**RECORD EXTRACTS:**

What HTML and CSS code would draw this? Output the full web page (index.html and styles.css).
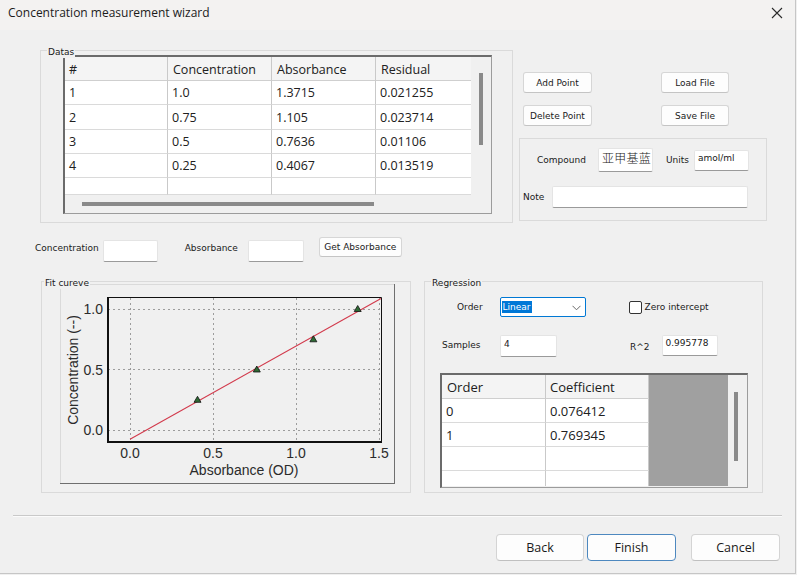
FILE: index.html
```html
<!DOCTYPE html>
<html>
<head>
<meta charset="utf-8">
<title>Concentration measurement wizard</title>
<link rel="stylesheet" href="styles.css">
</head>
<body>
<div class="window">
  <div class="titlebar">
    <span class="title">Concentration measurement wizard</span>
    <svg class="close" width="12" height="12" viewBox="0 0 12 12"><path d="M1 1 L11 11 M11 1 L1 11" stroke="#2a2a2a" stroke-width="1.1" fill="none"/></svg>
  </div>

  <div class="top">
    <div class="group datas">
      <span class="legend">Datas</span>
      <div class="dtable">
        <div class="dt-cells">
          <div class="hc">#</div><div class="hc">Concentration</div><div class="hc">Absorbance</div><div class="hc last">Residual</div>
          <div class="c">1</div><div class="c">1.0</div><div class="c">1.3715</div><div class="c last">0.021255</div>
          <div class="c">2</div><div class="c">0.75</div><div class="c">1.105</div><div class="c last">0.023714</div>
          <div class="c">3</div><div class="c">0.5</div><div class="c">0.7636</div><div class="c last">0.01106</div>
          <div class="c">4</div><div class="c">0.25</div><div class="c">0.4067</div><div class="c last">0.013519</div>
          <div class="c"></div><div class="c"></div><div class="c"></div><div class="c last"></div>
        </div>
        <div class="dt-vscroll"><div class="thumb-v dt-tv"></div></div>
        <div class="dt-hscroll"><div class="thumb-h"></div></div>
      </div>
    </div>

    <div class="rightcol">
      <div class="btngrid">
        <button class="wbtn">Add Point</button>
        <button class="wbtn b2">Load File</button>
        <button class="wbtn">Delete Point</button>
        <button class="wbtn b2">Save File</button>
      </div>
      <div class="compound">
        <div class="crow1">
          <span class="lbl">Compound</span>
          <div class="edit cmp">亚甲基蓝</div>
          <span class="lbl units">Units</span>
          <div class="edit unitbox">amol/ml</div>
        </div>
        <div class="crow2">
          <span class="lbl">Note</span>
          <div class="edit note"></div>
        </div>
      </div>
    </div>
  </div>

  <div class="mid">
    <span class="lbl ml">Concentration</span>
    <div class="edit mbox b1"></div>
    <span class="lbl ml l2">Absorbance</span>
    <div class="edit mbox b2"></div>
    <button class="wbtn getabs">Get Absorbance</button>
  </div>

  <div class="bottom">
    <div class="group fit">
      <span class="legend fitlg">Fit cureve</span>
      <svg class="chart" width="335" height="200" viewBox="0 0 335 200">
        <line x1="0.5" y1="0" x2="0.5" y2="199" stroke="#dadada"/>
        <line x1="0" y1="0.5" x2="335" y2="0.5" stroke="#dadada"/>
        <line x1="334.5" y1="0" x2="334.5" y2="200" stroke="#6f6f6f"/>
        <line x1="0" y1="199.5" x2="335" y2="199.5" stroke="#6f6f6f"/>
        <g stroke="#9c9c9c" stroke-width="1" stroke-dasharray="2 3">
          <line x1="70.5" y1="14" x2="70.5" y2="157"/>
          <line x1="153.5" y1="14" x2="153.5" y2="157"/>
          <line x1="236.5" y1="14" x2="236.5" y2="157"/>
          <line x1="319.5" y1="14" x2="319.5" y2="157"/>
          <line x1="48" y1="25.5" x2="321" y2="25.5"/>
          <line x1="48" y1="85.5" x2="321" y2="85.5"/>
          <line x1="48" y1="146.5" x2="321" y2="146.5"/>
        </g>
        <path d="M47.5 13.5 H321.5 V158" stroke="#111" stroke-width="1" fill="none"/>
        <path d="M48 13 V158 H322" stroke="#111" stroke-width="2" fill="none"/>
        <line x1="70" y1="155.2" x2="321" y2="14.5" stroke="#d23a4c" stroke-width="1.1"/>
        <g fill="#2f6b35" stroke="#111" stroke-width="0.8">
          <polygon points="137.5,112.3 134,118.3 141,118.3"/>
          <polygon points="196.8,82 193.3,88 200.3,88"/>
          <polygon points="253.4,51.8 249.9,57.8 256.9,57.8"/>
          <polygon points="297.7,21.5 294.2,27.5 301.2,27.5"/>
        </g>
        <g class="ax" font-family="Liberation Sans, Arial, sans-serif" font-size="14" fill="#2b2b2b">
          <text x="43" y="30" text-anchor="end">1.0</text>
          <text x="43" y="90.5" text-anchor="end">0.5</text>
          <text x="43" y="151" text-anchor="end">0.0</text>
          <text x="70" y="174" text-anchor="middle">0.0</text>
          <text x="153" y="174" text-anchor="middle">0.5</text>
          <text x="236" y="174" text-anchor="middle">1.0</text>
          <text x="319" y="174" text-anchor="middle">1.5</text>
          <text x="184" y="191" text-anchor="middle">Absorbance (OD)</text>
          <text transform="translate(18,86) rotate(-90)" text-anchor="middle">Concentration (--)</text>
        </g>
      </svg>
    </div>

    <div class="group reg">
      <span class="legend">Regression</span>
      <div class="rrow1">
        <span class="lbl">Order</span>
        <div class="combo"><span class="sel">Linear</span>
          <svg class="chev" width="9" height="6" viewBox="0 0 9 6"><path d="M0.5 0.8 L4.5 4.8 L8.5 0.8" stroke="#6a6a6a" stroke-width="1" fill="none"/></svg>
        </div>
        <span class="check"></span>
        <span class="lbl zi">Zero intercept</span>
      </div>
      <div class="rrow2">
        <span class="lbl samples">Samples</span>
        <div class="edit sbox">4</div>
        <span class="lbl r2">R^2</span>
        <div class="edit rbox">0.995778</div>
      </div>
      <div class="ctable">
        <div class="ct-cells">
          <div class="hc">Order</div><div class="hc">Coefficient</div>
          <div class="c">0</div><div class="c">0.076412</div>
          <div class="c">1</div><div class="c">0.769345</div>
          <div class="c"></div><div class="c"></div>
          <div class="c"></div><div class="c"></div>
        </div>
        <div class="ct-gray"></div>
        <div class="ct-vscroll"><div class="thumb-v ct-tv"></div></div>
      </div>
    </div>
  </div>

  <div class="sep"></div>

  <div class="footer">
    <button class="fbtn">Back</button>
    <button class="fbtn finish">Finish</button>
    <button class="fbtn cancel">Cancel</button>
  </div>
</div>
</body>
</html>
```

FILE: styles.css
```css
* { box-sizing: border-box; }
html, body { margin: 0; padding: 0; }
body {
  background: #f0f0f0;
  font-family: "DejaVu Sans", sans-serif;
  font-size: 9px;
  color: #1a1a1a;
  width: 797px;
  height: 575px;
  overflow: hidden;
}
.window {
  width: 796px;
  height: 574px;
  border-right: 1px solid #c6c6c6;
  border-bottom: 1px solid #c6c6c6;
  display: flex;
  flex-direction: column;
}
.titlebar {
  height: 30px;
  background: #f3f2f1;
  display: flex;
  justify-content: space-between;
  align-items: flex-start;
  padding: 5px 12px 0 8px;
  flex: none;
}
.title {
  font-family: "Open Sans", sans-serif;
  font-size: 12px;
  line-height: 16px;
  color: #1b1b1b;
}
.close { margin-top: 2px; }

.lbl { white-space: nowrap; line-height: 11px; }
.legend {
  position: absolute;
  background: #f0f0f0;
  left: 6px;
  top: -4px;
  padding: 0 1px;
  line-height: 11px;
  z-index: 2;
}
.group {
  position: relative;
  border: 1px solid #dadada;
  flex: none;
}

/* top */
.top {
  display: flex;
  margin-top: 20px;
  padding-left: 40px;
  flex: none;
}
.datas {
  width: 473px;
  height: 173px;
  padding: 4px 0 0 22px;
}
.dtable {
  width: 429px;
  height: 159px;
  border-left: 2px solid #6b6b6b;
  border-top: 2px solid #6b6b6b;
  border-right: 1px solid #9c9c9c;
  border-bottom: 1px solid #9c9c9c;
  background: #f0f0f0;
  display: grid;
  grid-template-columns: 406px 20px;
  grid-template-rows: 138px 18px;
}
.dt-cells {
  display: grid;
  grid-template-columns: 103px 104px 104px 95px;
  grid-template-rows: 24px 24px 25px 24px 24px 17px;
  background: #fff;
  overflow: hidden;
  font-family: "Open Sans", sans-serif;
  font-size: 12.5px;
  color: #202020;
}
.hc, .c {
  display: flex;
  align-items: center;
  padding-left: 4px;
  border-right: 1px solid #c9c9c9;
  border-bottom: 1px solid #dadada;
  white-space: nowrap;
}
.hc { background: #f4f4f4; border-bottom-color: #cfcfcf; padding-top: 1px; }
.dt-cells .hc:nth-child(2), .dt-cells .hc:nth-child(3), .dt-cells .hc:nth-child(4) { padding-left: 5px; }
.dt-cells .last { border-right: none; }
.dt-vscroll { padding: 16px 0 0 8px; }
.thumb-v { width: 4px; background: #8a8a8a; }
.dt-tv { height: 72px; }
.dt-hscroll { grid-column: 1 / 3; padding: 7px 0 0 17px; }
.thumb-h { width: 292px; height: 4px; background: #8a8a8a; }

.rightcol {
  margin-left: 6px;
  width: 248px;
  display: flex;
  flex-direction: column;
}
.btngrid {
  display: grid;
  grid-template-columns: 69px 68px;
  grid-auto-rows: 21px;
  column-gap: 69px;
  row-gap: 12px;
  padding-left: 4px;
  margin-top: 22px;
}
.wbtn {
  font-family: "DejaVu Sans", sans-serif;
  font-size: 9px;
  color: #1a1a1a;
  background: #fdfdfd;
  border: 1px solid #d6d6d6;
  border-bottom-color: #c4c4c4;
  border-radius: 3px;
  padding: 0;
  margin: 0;
  white-space: nowrap;
}
.compound {
  margin-top: 12px;
  height: 83px;
  border: 1px solid #dadada;
  padding-left: 3px;
}
.crow1 {
  display: flex;
  align-items: center;
  margin-top: 9px;
  padding-left: 14px;
  height: 24px;
}
.edit {
  background: #fff;
  border: 1px solid #e4e4e4;
  border-bottom-color: #9a9a9a;
  border-radius: 2px;
  flex: none;
}
.cmp {
  margin-left: 12px;
  width: 55px;
  height: 24px;
  font-family: "Noto Sans CJK SC", sans-serif;
  font-size: 12px;
  font-weight: 300;
  line-height: 18px;
  padding-left: 3px;
  letter-spacing: 0.3px;
  color: #1a1a1a;
}
.units { margin-left: 13px; }
.unitbox {
  margin-left: 5px;
  width: 55px;
  height: 21px;
  padding: 2px 0 0 3px;
  line-height: 11px;
}
.crow2 {
  display: flex;
  align-items: center;
  margin-top: 14px;
  height: 22px;
}
.note {
  margin-left: 8px;
  width: 196px;
  height: 22px;
}

/* mid */
.mid {
  display: flex;
  align-items: flex-start;
  margin-top: 13px;
  padding-left: 35px;
  flex: none;
}
.ml { margin-top: 7px; }
.mbox { width: 55px; height: 22px; margin-top: 4px; }
.mid .b1 { margin-left: 4px; }
.mid .l2 { margin-left: 27px; }
.mid .b2 { margin-left: 10px; width: 56px; }
.getabs { margin-left: 15px; width: 83px; height: 20px; margin-top: 1px; }

/* bottom */
.bottom {
  display: flex;
  margin-top: 19px;
  padding-left: 41px;
  flex: none;
}
.fit {
  width: 370px;
  height: 212px;
  padding: 2px 0 0 18px;
}
.fitlg { left: 2px; }
.chart { display: block; }
.reg {
  margin-left: 13px;
  width: 339px;
  height: 212px;
}
.rrow1 {
  display: flex;
  align-items: center;
  margin-top: 15px;
  padding-left: 32px;
  height: 20px;
}
.combo {
  margin-left: 17px;
  width: 86px;
  height: 20px;
  background: #fff;
  border: 1px solid #0078d4;
  border-radius: 2px;
  display: flex;
  align-items: center;
  justify-content: space-between;
  padding: 0 4px 0 1px;
}
.sel {
  background: #0078d7;
  color: #fff;
  line-height: 12px;
  padding: 0 1px;
}
.chev { margin-top: 1px; }
.check {
  margin-left: 43px;
  width: 13px;
  height: 13px;
  border: 1px solid #333;
  border-radius: 2px;
  background: #fff;
  flex: none;
}
.zi { margin-left: 3px; }
.rrow2 {
  display: flex;
  align-items: center;
  margin-top: 17px;
  padding-left: 17px;
  height: 23px;
}
.samples { width: 39px; display: block; }
.sbox { margin-left: 19px; width: 57px; height: 22px; padding: 3px 0 0 3px; line-height: 11px; }
.r2 { margin-left: 73px; margin-top: 3px; }
.rbox { margin-left: 12px; width: 56px; height: 21px; padding: 2px 0 0 3px; line-height: 11px; margin-top: -1px; }
.ctable {
  margin: 16px 0 0 15px;
  width: 308px;
  height: 115px;
  border-left: 2px solid #6b6b6b;
  border-top: 2px solid #6b6b6b;
  border-right: 1px solid #9c9c9c;
  border-bottom: 1px solid #9c9c9c;
  background: #f0f0f0;
  display: flex;
}
.ct-cells {
  width: 207px;
  display: grid;
  grid-template-columns: 104px 103px;
  grid-template-rows: 24px 24px 24px 24px 16px;
  background: #fff;
  overflow: hidden;
  font-family: "Open Sans", sans-serif;
  font-size: 13px;
  color: #202020;
  align-self: flex-start;
  height: 111px;
}
.ct-cells .hc:first-child { padding-left: 5px; }
.ct-gray { width: 79px; height: 111px; background: #a0a0a0; }
.ct-vscroll { padding: 17px 0 0 6px; }
.ct-tv { height: 69px; }

.sep {
  margin: 22px 0 0 13px;
  width: 769px;
  border-top: 1px solid #c9c9c9;
  border-bottom: 1px solid #fbfbfb;
  flex: none;
}
.footer {
  display: flex;
  justify-content: flex-end;
  margin-top: 17px;
  padding-right: 15px;
  flex: none;
}
.fbtn {
  font-family: "Open Sans", sans-serif;
  font-size: 12.5px;
  color: #1a1a1a;
  width: 88px;
  height: 27px;
  background: #fdfdfd;
  border: 1px solid #d4d4d4;
  border-bottom-color: #c0c0c0;
  border-radius: 4px;
  padding: 0;
  margin: 0;
}
.finish { margin-left: 3px; width: 89px; border: 1px solid #4d88bf; }
.cancel { margin-left: 15px; width: 89px; }
```
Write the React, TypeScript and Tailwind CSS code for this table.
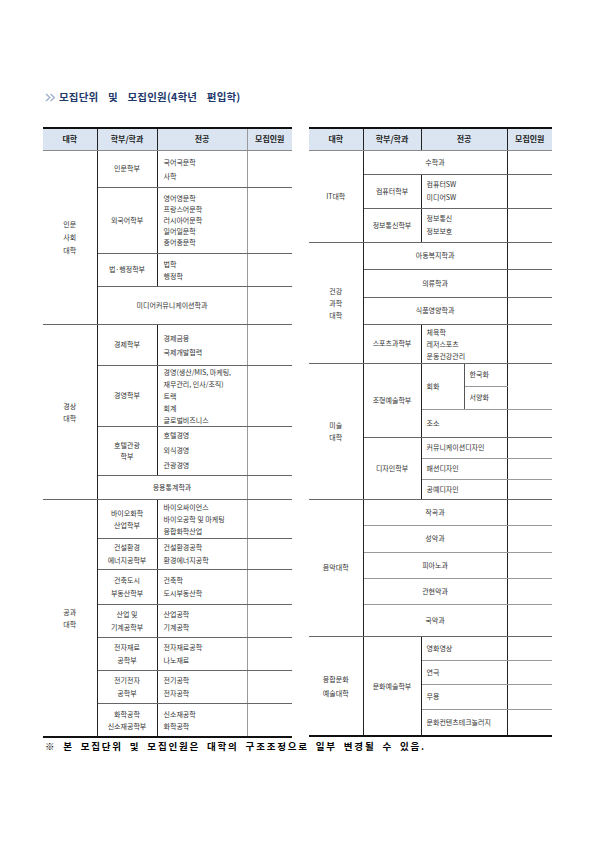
import React from 'react';

const FONT = { fontFamily: '"Noto Sans CJK KR", "Noto Sans", sans-serif' };

// border helpers
const LINE = 'border-b border-b-[#666]';
const SUB = 'border-b border-b-[#999]';
const VR = 'border-r border-r-[#222]';
const TXT = 'p-0 align-middle text-[7px] text-[#333] font-normal';

function Chevrons() {
  return (
    <svg width="11" height="9" viewBox="0 0 11 9" className="shrink-0">
      <path d="M1 1 L4.8 4.5 L1 8" fill="none" stroke="#a3b5cd" strokeWidth="1.5" />
      <path d="M5.5 1 L9.3 4.5 L5.5 8" fill="none" stroke="#a3b5cd" strokeWidth="1.5" />
    </svg>
  );
}

function HeaderRow({ right }: { right?: boolean }) {
  const th = 'p-0 align-middle text-center text-[8px] font-bold text-[#222] bg-[#dbe5f1] border-b border-b-[#8a8a8a]';
  return (
    <tr className="h-[22px]">
      <th className={`${th} ${VR}`}>대학</th>
      <th className={`${th} ${VR}`}>학부/학과</th>
      <th colSpan={right ? 2 : 1} className={`${th} border-r ${right ? 'border-r-[#222]' : 'border-r-[#999]'}`}>전공</th>
      <th className={th}>모집인원</th>
    </tr>
  );
}

function LeftTable() {
  const college = `${TXT} ${LINE} ${VR} text-center`;
  const dept = `${TXT} ${LINE} ${VR} text-center`;
  const major = `${TXT} ${LINE} text-left pl-[6px]`;
  const count = `${TXT} ${LINE} border-l border-l-[#999]`;
  return (
    <table className="table-fixed border-collapse border-y-2 border-[#111] w-[249px]">
      <colgroup>
        <col className="w-[54px]" />
        <col className="w-[60px]" />
        <col className="w-[90px]" />
        <col className="w-[45px]" />
      </colgroup>
      <thead>
        <HeaderRow />
      </thead>
      <tbody>
        {/* 인문사회대학 */}
        <tr className="h-[37px]">
          <td rowSpan={4} className={`${college} leading-[13px]`}>인문<br />사회<br />대학</td>
          <td className={dept}>인문학부</td>
          <td className={`${major} leading-[14px]`}>국어국문학<br />사학</td>
          <td className={count} />
        </tr>
        <tr className="h-[66px]">
          <td className={dept}>외국어학부</td>
          <td className={`${major} leading-[11px]`}>영어영문학<br />프랑스어문학<br />러시아어문학<br />일어일문학<br />중어중문학</td>
          <td className={count} />
        </tr>
        <tr className="h-[33px]">
          <td className={dept}>법·행정학부</td>
          <td className={`${major} leading-[12px]`}>법학<br />행정학</td>
          <td className={count} />
        </tr>
        <tr className="h-[38px]">
          <td colSpan={2} className={`${TXT} ${LINE} text-center`}>미디어커뮤니케이션학과</td>
          <td className={count} />
        </tr>

        {/* 경상대학 */}
        <tr className="h-[41px]">
          <td rowSpan={4} className={`${college} leading-[12px]`}>경상<br />대학</td>
          <td className={dept}>경제학부</td>
          <td className={`${major} leading-[14px]`}>경제금융<br />국제개발협력</td>
          <td className={count} />
        </tr>
        <tr className="h-[60px]">
          <td className={dept}>경영학부</td>
          <td className={`${major} leading-[12px]`}>경영(생산/MIS, 마케팅,<br />재무관리, 인사/조직)<br />트랙<br />회계<br />글로벌비즈니스</td>
          <td className={count} />
        </tr>
        <tr className="h-[49px]">
          <td className={`${dept} leading-[11px]`}>호텔관광<br />학부</td>
          <td className={`${major} leading-[15px]`}>호텔경영<br />외식경영<br />관광경영</td>
          <td className={count} />
        </tr>
        <tr className="h-[24px]">
          <td colSpan={2} className={`${TXT} ${LINE} text-center`}>응용통계학과</td>
          <td className={count} />
        </tr>

        {/* 공과대학 */}
        <tr className="h-[39px]">
          <td rowSpan={7} className={`${college} leading-[12px]`}>공과<br />대학</td>
          <td className={`${dept} leading-[12px]`}>바이오화학<br />산업학부</td>
          <td className={`${major} leading-[12px]`}>바이오싸이언스<br />바이오공학 및 마케팅<br />융합화학산업</td>
          <td className={count} />
        </tr>
        <tr className="h-[31px]">
          <td className={`${dept} leading-[13px]`}>건설환경<br />에너지공학부</td>
          <td className={`${major} leading-[13px]`}>건설환경공학<br />환경에너지공학</td>
          <td className={count} />
        </tr>
        <tr className="h-[35px]">
          <td className={`${dept} leading-[13px]`}>건축도시<br />부동산학부</td>
          <td className={`${major} leading-[13px]`}>건축학<br />도시부동산학</td>
          <td className={count} />
        </tr>
        <tr className="h-[33px]">
          <td className={`${dept} leading-[13px]`}>산업 및<br />기계공학부</td>
          <td className={`${major} leading-[13px]`}>산업공학<br />기계공학</td>
          <td className={count} />
        </tr>
        <tr className="h-[33px]">
          <td className={`${dept} leading-[13px]`}>전자재료<br />공학부</td>
          <td className={`${major} leading-[13px]`}>전자재료공학<br />나노재료</td>
          <td className={count} />
        </tr>
        <tr className="h-[33px]">
          <td className={`${dept} leading-[13px]`}>전기전자<br />공학부</td>
          <td className={`${major} leading-[13px]`}>전기공학<br />전자공학</td>
          <td className={count} />
        </tr>
        <tr className="h-[34px]">
          <td className={`${dept} leading-[12px]`}>화학공학<br />신소재공학부</td>
          <td className={`${major} leading-[12px]`}>신소재공학<br />화학공학</td>
          <td className={count} />
        </tr>
      </tbody>
    </table>
  );
}

function RightTable() {
  const college = `${TXT} ${LINE} ${VR} text-center`;
  const dept = `${TXT} ${LINE} ${VR} text-center`;
  const major = `${TXT} ${LINE} text-left pl-[5px]`;
  const subMajor = `${TXT} ${SUB} text-left pl-[5px]`;
  const wide = `${TXT} ${LINE} text-center`;
  const subWide = `${TXT} ${SUB} text-center`;
  const count = `${TXT} ${LINE} border-l border-l-[#222]`;
  const subCount = `${TXT} ${SUB} border-l border-l-[#222]`;
  return (
    <table className="table-fixed border-collapse border-y-2 border-[#111] w-[243px]">
      <colgroup>
        <col className="w-[54px]" />
        <col className="w-[58px]" />
        <col className="w-[43px]" />
        <col className="w-[43px]" />
        <col className="w-[45px]" />
      </colgroup>
      <thead>
        <HeaderRow right />
      </thead>
      <tbody>
        {/* IT대학 */}
        <tr className="h-[24px]">
          <td rowSpan={3} className={college}>IT대학</td>
          <td colSpan={3} className={wide}>수학과</td>
          <td className={count} />
        </tr>
        <tr className="h-[34px]">
          <td className={dept}>컴퓨터학부</td>
          <td colSpan={2} className={`${major} leading-[13px]`}>컴퓨터SW<br />미디어SW</td>
          <td className={count} />
        </tr>
        <tr className="h-[34px]">
          <td className={dept}>정보통신학부</td>
          <td colSpan={2} className={`${major} leading-[13px]`}>정보통신<br />정보보호</td>
          <td className={count} />
        </tr>

        {/* 건강과학대학 */}
        <tr className="h-[27px]">
          <td rowSpan={4} className={`${college} leading-[12px]`}>건강<br />과학<br />대학</td>
          <td colSpan={3} className={wide}>아동복지학과</td>
          <td className={count} />
        </tr>
        <tr className="h-[28px]">
          <td colSpan={3} className={wide}>의류학과</td>
          <td className={count} />
        </tr>
        <tr className="h-[27px]">
          <td colSpan={3} className={wide}>식품영양학과</td>
          <td className={count} />
        </tr>
        <tr className="h-[39px]">
          <td className={dept}>스포츠과학부</td>
          <td colSpan={2} className={`${major} leading-[12px]`}>체육학<br />레저스포츠<br />운동건강관리</td>
          <td className={count} />
        </tr>

        {/* 미술대학 */}
        <tr className="h-[23px]">
          <td rowSpan={6} className={`${college} leading-[12px]`}>미술<br />대학</td>
          <td rowSpan={3} className={dept}>조형예술학부</td>
          <td rowSpan={2} className={`${TXT} ${SUB} border-r border-r-[#555] text-left pl-[5px]`}>회화</td>
          <td className={`${TXT} ${SUB} text-left pl-[5px]`}>한국화</td>
          <td rowSpan={2} className={subCount} />
        </tr>
        <tr className="h-[23px]">
          <td className={`${TXT} ${SUB} text-left pl-[5px]`}>서양화</td>
        </tr>
        <tr className="h-[28px]">
          <td colSpan={2} className={major}>조소</td>
          <td className={count} />
        </tr>
        <tr className="h-[21px]">
          <td rowSpan={3} className={dept}>디자인학부</td>
          <td colSpan={2} className={subMajor}>커뮤니케이션디자인</td>
          <td className={subCount} />
        </tr>
        <tr className="h-[21px]">
          <td colSpan={2} className={subMajor}>패션디자인</td>
          <td className={subCount} />
        </tr>
        <tr className="h-[20px]">
          <td colSpan={2} className={major}>공예디자인</td>
          <td className={count} />
        </tr>

        {/* 음악대학 */}
        <tr className="h-[26px]">
          <td rowSpan={5} className={college}>음악대학</td>
          <td colSpan={3} className={`${subWide} border-l border-l-[#222]`}>작곡과</td>
          <td className={subCount} />
        </tr>
        <tr className="h-[27px]">
          <td colSpan={3} className={subWide}>성악과</td>
          <td className={subCount} />
        </tr>
        <tr className="h-[26px]">
          <td colSpan={3} className={subWide}>피아노과</td>
          <td className={subCount} />
        </tr>
        <tr className="h-[26px]">
          <td colSpan={3} className={subWide}>관현악과</td>
          <td className={subCount} />
        </tr>
        <tr className="h-[32px]">
          <td colSpan={3} className={wide}>국악과</td>
          <td className={count} />
        </tr>

        {/* 융합문화예술대학 */}
        <tr className="h-[24px]">
          <td rowSpan={4} className={`${college} leading-[14px]`}>융합문화<br />예술대학</td>
          <td rowSpan={4} className={dept}>문화예술학부</td>
          <td colSpan={2} className={subMajor}>영화영상</td>
          <td className={subCount} />
        </tr>
        <tr className="h-[24px]">
          <td colSpan={2} className={subMajor}>연극</td>
          <td className={subCount} />
        </tr>
        <tr className="h-[25px]">
          <td colSpan={2} className={subMajor}>무용</td>
          <td className={subCount} />
        </tr>
        <tr className="h-[27px]">
          <td colSpan={2} className={major}>문화컨텐츠테크놀러지</td>
          <td className={count} />
        </tr>
      </tbody>
    </table>
  );
}

export default function App() {
  return (
    <div className="w-[595px] h-[841px] bg-white overflow-hidden" style={FONT}>
      <div className="pt-[90px] pl-[45px] flex items-center gap-[3px] h-[104px]">
        <Chevrons />
        <h2 className="text-[10.5px] leading-[14px] font-bold text-[#22396b] tracking-[0.2px] [word-spacing:7px]">
          모집단위 및 모집인원(4학년 편입학)
        </h2>
      </div>
      <div className="mt-[23px] pl-[43px] flex items-start gap-[17px]">
        <LeftTable />
        <RightTable />
      </div>
      <p className="mt-[2px] pl-[45px] text-[9.5px] leading-[12px] font-bold text-black tracking-[1.8px] [word-spacing:3px]">
        ※ 본 모집단위 및 모집인원은 대학의 구조조정으로 일부 변경될 수 있음.
      </p>
    </div>
  );
}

**REQUIRED TASK:** Leave the pictures out and copy exactly the lines from the one with "Write the React, TypeScript" through the one with "const TXT = 'p-0", nothing more.

**ANSWER TO THE EXERCISE:**
Write the React, TypeScript and Tailwind CSS code for this table.
import React from 'react';

const FONT = { fontFamily: '"Noto Sans CJK KR", "Noto Sans", sans-serif' };

// border helpers
const LINE = 'border-b border-b-[#666]';
const SUB = 'border-b border-b-[#999]';
const VR = 'border-r border-r-[#222]';
const TXT = 'p-0 align-middle text-[7px] text-[#333] font-normal';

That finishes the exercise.